Mining Recent Maximal Frequent Itemsets Over Data Streams with Sliding Window
Saihua Cai1, Shangbo Hao1,
Ruizhi Sun1, and Gang
Wu2
1College of Information and Electrical Engineering,
China Agricultural University,
China
2Secretary of Computer Science Department, Tarim University, China
Abstract: The huge number of data streams makes it
impossible to mine recent frequent itemsets. Due to the maximal frequent itemsets can
perfectly imply all the frequent itemsets and the number is much smaller, therefore, the time cost and the memory usage for
mining maximal frequent itemsets are much more efficient. This paper proposes
an improved method called Recent Maximal Frequent Itemsets Mining (RMFIsM) to mine recent maximal frequent itemsets over
data streams with sliding window.

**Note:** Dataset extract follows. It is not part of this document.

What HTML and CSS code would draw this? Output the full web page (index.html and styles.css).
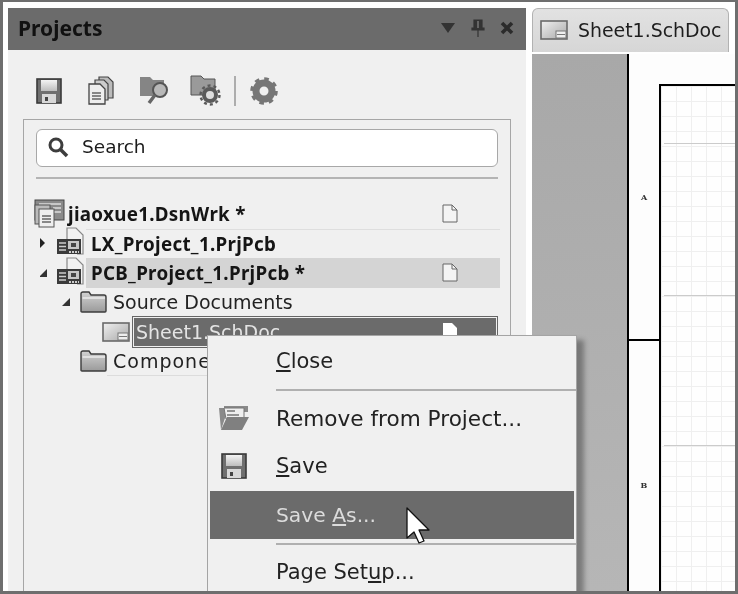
FILE: index.html
```html
<!DOCTYPE html>
<html lang="en">
<head>
<meta charset="utf-8">
<title>Projects</title>
<link rel="stylesheet" href="styles.css">
</head>
<body>
<svg class="defs" width="0" height="0" aria-hidden="true">
  <defs>
    <linearGradient id="fold" x1="0" y1="0" x2="0" y2="1"><stop offset="0" stop-color="#d2d2d2"/><stop offset="1" stop-color="#9a9a9a"/></linearGradient>
    <linearGradient id="sch" x1="0" y1="0" x2="1" y2="1"><stop offset="0" stop-color="#f0f0f0"/><stop offset="1" stop-color="#a8a8a8"/></linearGradient>
    <linearGradient id="disk" x1="0" y1="0" x2="0" y2="1"><stop offset="0" stop-color="#f4f4f4"/><stop offset="1" stop-color="#bdbdbd"/></linearGradient>
    <symbol id="folder" viewBox="0 0 27 22"><path d="M1 20V3q0-2 2-2h6l2 3h13q2 0 2 2v14q0 1-1 1H2q-1 0-1-1z" fill="url(#fold)" stroke="#3c3c3c" stroke-width="1.4"/><path d="M2.5 7H25" stroke="#eee" stroke-width="1.4"/></symbol>
    <symbol id="sheet" viewBox="0 0 28 20"><rect x="1" y="1" width="26" height="18" fill="url(#sch)" stroke="#6a6a6a" stroke-width="1.6"/><rect x="16" y="11" width="10" height="7" fill="#eee" stroke="#777"/><path d="M17 14.500h8" stroke="#777"/></symbol>
    <symbol id="doc" viewBox="0 0 16 19"><path d="M1 1h9l5 5v12H1z" fill="#f4f4f4" stroke="#666" stroke-width="1"/><path d="M10 1v5h5" fill="none" stroke="#666" stroke-width="1"/></symbol>
    <symbol id="docw" viewBox="0 0 16 19"><path d="M1 1h9l5 5v12H1z" fill="#fff"/></symbol>
    <symbol id="pcb" viewBox="0 0 30 30"><path d="M11 14V2h9l7 7v19h-6" fill="#f2f2f2" stroke="#888" stroke-width="1.200"/><rect x="1" y="13" width="24" height="15" fill="#3a3a3a"/><path d="M3 17h7M3 20.500h7M3 24h7" stroke="#ccc" stroke-width="1.600"/><rect x="12" y="15" width="11" height="8" fill="#c4c4c4"/><rect x="15" y="17" width="5" height="4" fill="#444"/><path d="M13 26h10" stroke="#ccc" stroke-width="2" stroke-dasharray="2 1"/></symbol>
    <symbol id="save" viewBox="0 0 26 26"><rect x="1" y="1" width="24" height="24" fill="#6f6f6f" stroke="#3a3a3a" stroke-width="1.600"/><rect x="5" y="2" width="16" height="11" fill="url(#disk)"/><rect x="6" y="16" width="14" height="9" fill="#d8d8d8"/><rect x="9" y="19" width="3" height="4" fill="#444"/></symbol>
    <symbol id="gear" viewBox="0 0 28 28"><circle cx="14" cy="14" r="8" fill="none" stroke="#767676" stroke-width="7"/><circle cx="14" cy="14" r="12" fill="none" stroke="#767676" stroke-width="3.600" stroke-dasharray="4.500 4.900"/></symbol>
  </defs>
</svg>
<div class="frame">
  <section class="panel">
    <header class="panel-title">
      <h1>Projects</h1>
      <div class="title-tools">
        <svg width="16" height="12" viewBox="0 0 16 12"><path d="M1 1h14L8 11z" fill="#333"/></svg>
        <svg width="14" height="18" viewBox="0 0 14 18"><path d="M3 1h8v8h2v2H1V9h2zM7 11v7" fill="#333" stroke="#333" stroke-width="1.2"/><path d="M7 2v7" stroke="#777" stroke-width="1.500"/></svg>
        <svg width="14" height="14" viewBox="0 0 14 14"><path d="M2 2l10 10M12 2L2 12" stroke="#2b2b2b" stroke-width="3.600"/></svg>
      </div>
    </header>
    <div class="toolbar">
      <svg class="t-save" width="26" height="26"><use href="#save"/></svg>
      <svg class="t-docs" width="27" height="29" viewBox="0 0 27 29"><path d="M11 1h9l5 5v16H11z" fill="#bbb" stroke="#444" stroke-width="1.200"/><path d="M7 4h9l4 4v16H7z" fill="#ccc" stroke="#444" stroke-width="1.200"/><path d="M1 8h11l5 5v15H1z" fill="#eee" stroke="#444" stroke-width="1.300"/><path d="M4 17h9M4 20h9M4 23h9" stroke="#666" stroke-width="1.300"/></svg>
      <svg class="t-find" width="31" height="29" viewBox="0 0 31 29"><path d="M1 20V1h10l3 3h11v16z" fill="#858585"/><circle cx="21" cy="14" r="7" fill="#b8b8b8" stroke="#555" stroke-width="2"/><path d="M16 19l-6 8" stroke="#666" stroke-width="3.400"/></svg>
      <svg class="t-fgear" width="31" height="31" viewBox="0 0 31 31"><path d="M1 20V1h10l3 3h11v16z" fill="#9a9a9a" stroke="#555"/><circle cx="20" cy="20" r="6" fill="#ddd" stroke="#5a5a5a" stroke-width="4"/><circle cx="20" cy="20" r="9.500" fill="none" stroke="#5a5a5a" stroke-width="2.400" stroke-dasharray="3 3"/></svg>
      <span class="t-sep"></span>
      <svg class="t-gear" width="28" height="28"><use href="#gear"/></svg>
    </div>
    <div class="box">
      <div class="search">
        <svg width="22" height="22" viewBox="0 0 22 22"><circle cx="9" cy="9" r="6" fill="none" stroke="#3d3d3d" stroke-width="3"/><path d="M13.500 13.500L20 20" stroke="#3d3d3d" stroke-width="3.600"/></svg>
        <span>Search</span>
      </div>
      <hr class="rule">
      <ul class="tree">
        <li class="row row-root">
          <svg class="i-wrk" width="32" height="30" viewBox="0 0 32 30"><rect x="1" y="1" width="29" height="20" fill="#8a8a8a" stroke="#444"/><path d="M5 5h22M19 9h8M19 13h8" stroke="#ddd" stroke-width="1.500"/><rect x="1" y="6" width="15" height="19" fill="#bbb" stroke="#555"/><rect x="5" y="10" width="15" height="18" fill="#eee" stroke="#555"/><path d="M8 17h9M8 20h9M8 23h9" stroke="#666" stroke-width="1.300"/></svg>
          <div class="label bold"><span>jiaoxue1.DsnWrk *</span><svg class="doc" width="16" height="19"><use href="#doc"/></svg></div>
        </li>
        <li class="row row-l1">
          <svg class="arrow" width="16" height="12" viewBox="0 0 16 12"><path d="M-1 0l6 6-6 6z" fill="#222"/></svg>
          <svg class="i-pcb" width="30" height="30"><use href="#pcb"/></svg>
          <div class="label bold rule-top"><span>LX_Project_1.PrjPcb</span></div>
        </li>
        <li class="row row-l1">
          <svg class="arrow" width="16" height="10" viewBox="0 0 16 10"><path d="M-1 9h8V1z" fill="#333"/></svg>
          <svg class="i-pcb" width="30" height="30"><use href="#pcb"/></svg>
          <div class="label bold current"><span>PCB_Project_1.PrjPcb *</span><svg class="doc" width="16" height="19"><use href="#doc"/></svg></div>
        </li>
        <li class="row row-l2">
          <svg class="arrow" width="18" height="10" viewBox="0 0 18 10"><path d="M0 9h8V1z" fill="#333"/></svg>
          <svg class="i-fold" width="27" height="22"><use href="#folder"/></svg>
          <div class="label"><span>Source Documents</span></div>
        </li>
        <li class="row row-l3">
          <svg class="i-sheet" width="28" height="20"><use href="#sheet"/></svg>
          <div class="label selected"><span>Sheet1.SchDoc</span><svg class="doc" width="16" height="19"><use href="#docw"/></svg></div>
        </li>
        <li class="row row-l2b">
          <svg class="i-fold" width="27" height="22"><use href="#folder"/></svg>
          <div class="label rule-bottom spaced"><span>Components</span></div>
        </li>
      </ul>
    </div>
  </section>

  <section class="editor">
    <div class="tabs">
      <div class="tab">
        <svg width="28" height="20"><use href="#sheet"/></svg>
        <span>Sheet1.SchDoc</span>
      </div>
    </div>
    <div class="workspace">
      <div class="sheet">
        <div class="ruler">
          <div class="zone zone-a">A</div>
          <div class="zone zone-b">B</div>
        </div>
        <div class="drawing"></div>
      </div>
    </div>
  </section>

  <nav class="menu">
    <div class="item item-first"><span class="ico"></span><span><u>C</u>lose</span></div>
    <div class="sep"></div>
    <div class="item">
      <span class="ico"><svg width="32" height="26" viewBox="0 0 32 26"><path d="M3 25L1 3h5V1h24v6H9z" fill="#8a8a8a"/><path d="M6 3h20v11H8z" fill="#efefef" stroke="#777"/><path d="M9 6h8M9 10h12" stroke="#777" stroke-width="1.500"/><path d="M3 25l6-13h22l-7 13z" fill="#808080"/></svg></span>
      <span class="wide">Remove from Project...</span>
    </div>
    <div class="item">
      <span class="ico"><svg width="26" height="26"><use href="#save"/></svg></span>
      <span><u>S</u>ave</span>
    </div>
    <div class="item item-hot"><span class="ico"></span><span class="narrow">Save <u>A</u>s...</span></div>
    <div class="sep sep-tight"></div>
    <div class="item"><span class="ico"></span><span>Page Set<u>u</u>p...</span></div>
  </nav>

  <svg class="cursor" width="25" height="38" viewBox="0 0 25 38"><path d="M1 1v30l7-6 5 11 5-2-5-11h10z" fill="#fff" stroke="#111" stroke-width="1.300" stroke-linejoin="round"/></svg>
</div>
</body>
</html>
```

FILE: styles.css
```css
* { box-sizing: border-box; }
html, body { margin: 0; padding: 0; background: #fff; }
.defs { display: block; height: 0; }
.frame {
  position: relative;
  display: flex;
  width: 738px;
  height: 594px;
  padding: 6px 0 0 5px;
  overflow: hidden;
  background: #fff;
  border: solid #6e6e6e;
  border-width: 2px 3px 3px 3px;
  font-family: "DejaVu Sans", sans-serif;
  color: #222;
  filter: blur(0.6px);
}

/* left panel */
.panel {
  display: flex;
  flex-direction: column;
  flex: none;
  width: 518px;
  background: #f0f0f0;
}
.panel-title {
  display: flex;
  align-items: center;
  justify-content: space-between;
  flex: none;
  height: 42px;
  padding: 0 12px 3px 10px;
  background: #6b6b6b;
}
.panel-title h1 {
  margin: 0;
  font-family: "Noto Sans", sans-serif;
  font-size: 21px;
  font-weight: 700;
  color: #111;
}
.title-tools { display: flex; align-items: center; gap: 15px; }
.toolbar {
  display: flex;
  align-items: center;
  flex: none;
  height: 69px;
  padding: 12px 0 0 28px;
}
.t-docs { margin-left: 26px; }
.t-find { margin-left: 24px; }
.t-fgear { margin-left: 20px; }
.t-sep { width: 2px; height: 30px; margin-left: 13px; background: #adadad; }
.t-gear { margin-left: 14px; }
.box {
  flex: 1;
  margin: 0 15px;
  padding: 9px 10px 0;
  border: 1px solid #a6a6a6;
  border-bottom: 0;
}
.search {
  display: flex;
  align-items: center;
  gap: 13px;
  height: 38px;
  margin: 0 2px;
  padding: 0 0 3px 10px;
  background: #fff;
  border: 1px solid #a8a8a8;
  border-radius: 6px;
  font-size: 18.500px;
  color: #1c1c1c;
}
.rule { height: 2px; margin: 10px 2px 0; border: 0; background: #b4b4b4; }
.tree { margin: 20px 0 0; padding: 0; list-style: none; }
.row { display: flex; align-items: center; height: 29.500px; }
.row-l1 { padding-left: 6px; }
.row-l2 { padding-left: 28px; }
.row-l2b { padding-left: 46px; }
.row-l3 { padding-left: 68px; }
.arrow, .i-wrk, .i-pcb, .i-fold, .i-sheet { flex: none; }
.i-pcb { margin-top: -4px; }
.label {
  display: flex;
  align-items: center;
  justify-content: space-between;
  flex: 1;
  height: 100%;
  padding: 0 42px 0 5px;
  font-size: 19px;
  white-space: nowrap;
}
.row-l2 .label, .row-l2b .label { padding-left: 6px; }
.spaced { letter-spacing: 1px; }
.bold {
  font-family: "Noto Sans", sans-serif;
  font-weight: 700;
  font-size: 18.800px;
  letter-spacing: 0.3px;
  color: #151515;
}
.row-root .label { padding-left: 2px; }
.rule-top { border-top: 1px solid #dedede; }
.rule-bottom { border-bottom: 1px solid #dcdcdc; }
.current { background: #d4d4d4; }
.selected {
  margin: 0 3px 0 3px;
  padding: 0 38px 0 2px;
  background: #6b6b6b;
  border: 1px solid #f0f0f0;
  outline: 1px solid #666;
  outline-offset: 0;
  color: #e4e4e4;
}

/* right side */
.editor {
  display: flex;
  flex-direction: column;
  flex: 1;
  min-width: 0;
  margin-left: 6px;
}
.tabs { flex: none; height: 46px; padding-right: 6px; }
.tab {
  display: flex;
  align-items: center;
  gap: 10px;
  height: 44px;
  padding: 0 0 2px 7px;
  background: linear-gradient(#e2e2e2, #d6d6d6);
  border: 1px solid #b2b2b2;
  border-bottom: 0;
  border-radius: 6px 6px 0 0;
  font-size: 18.900px;
  color: #1e1e1e;
  white-space: nowrap;
}
.workspace {
  flex: 1;
  min-height: 0;
  padding-left: 95px;
  background: linear-gradient(#a8a8a8, #b6b6b6);
}
.sheet {
  display: flex;
  height: 100%;
  background: #fdfdfd;
  border-left: 2px solid #000;
}
.ruler { flex: none; display: flex; flex-direction: column; width: 30px; }
.zone {
  display: flex;
  align-items: center;
  justify-content: center;
  flex: none;
  font-family: "DejaVu Serif", serif;
  font-size: 8px;
  font-weight: 700;
  color: #333;
}
.zone-a { height: 287px; border-bottom: 2px solid #000; }
.zone-b { height: 287px; }
.drawing {
  flex: 1;
  margin-top: 30px;
  border: solid #000;
  border-width: 2px 0 0 2px;
  background-color: #fefefe;
  background-image:
    linear-gradient(#cbcbcb, #cbcbcb),
    linear-gradient(#cbcbcb, #cbcbcb),
    linear-gradient(#cbcbcb, #cbcbcb),
    repeating-linear-gradient(to right, #efefef 0 1px, transparent 1px 15px),
    repeating-linear-gradient(to bottom, #efefef 0 1px, transparent 1px 15px);
  background-repeat: no-repeat;
  background-size: 100% 1px, 100% 1px, 100% 1px, 100% 100%, 100% 100%;
  background-position: 3px 57px, 3px 209px, 3px 359px, 0 0, 0 0;
}

/* context menu */
.menu {
  position: absolute;
  left: 204px;
  top: 333px;
  width: 370px;
  height: 262px;
  padding: 0 1px;
  background: #f0f0f0;
  border: 1px solid #a4a4a4;
  box-shadow: 7px 5px 5px rgba(0, 0, 0, 0.32);
  font-size: 21px;
  color: #222;
}
.item {
  display: flex;
  align-items: center;
  height: 48px;
  margin: 0 1px;
  white-space: nowrap;
}
.item-first { height: 53px; padding-bottom: 4px; }
.item-hot { background: #6b6b6b; color: #dcdcdc; margin-top: 1px; }
.wide { font-size: 21.600px; }
.narrow { font-size: 20.300px; }
.ico {
  display: flex;
  align-items: center;
  justify-content: center;
  flex: none;
  width: 66px;
  padding-right: 18px;
}
.sep { height: 2px; margin: 0 -1px 3px 67px; background: #b0b0b0; }
.sep-tight { margin-top: 4px; }
.cursor { position: absolute; left: 403px; top: 505px; }
```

The RMFIsM method uses two matrixes to store the
information of data streams,
the first matrix stores the information of each transaction and the second one stores the frequent 1-itemsets. The frequent p-itemsets are
mined with “extension” process of frequent 2-itemsets, and the maximal
frequent itemsets are obtained by deleting the sub-itemsets of long frequent itemsets. Finally, the
performance of the RMFIsM method is conducted by a series of experiments, the results show that
the proposed RMFIsM method
can mine recent maximal frequent itemsets efficiently.
Keywords: Data streams, recent maximal frequent itemsets, sliding window, matrix structure.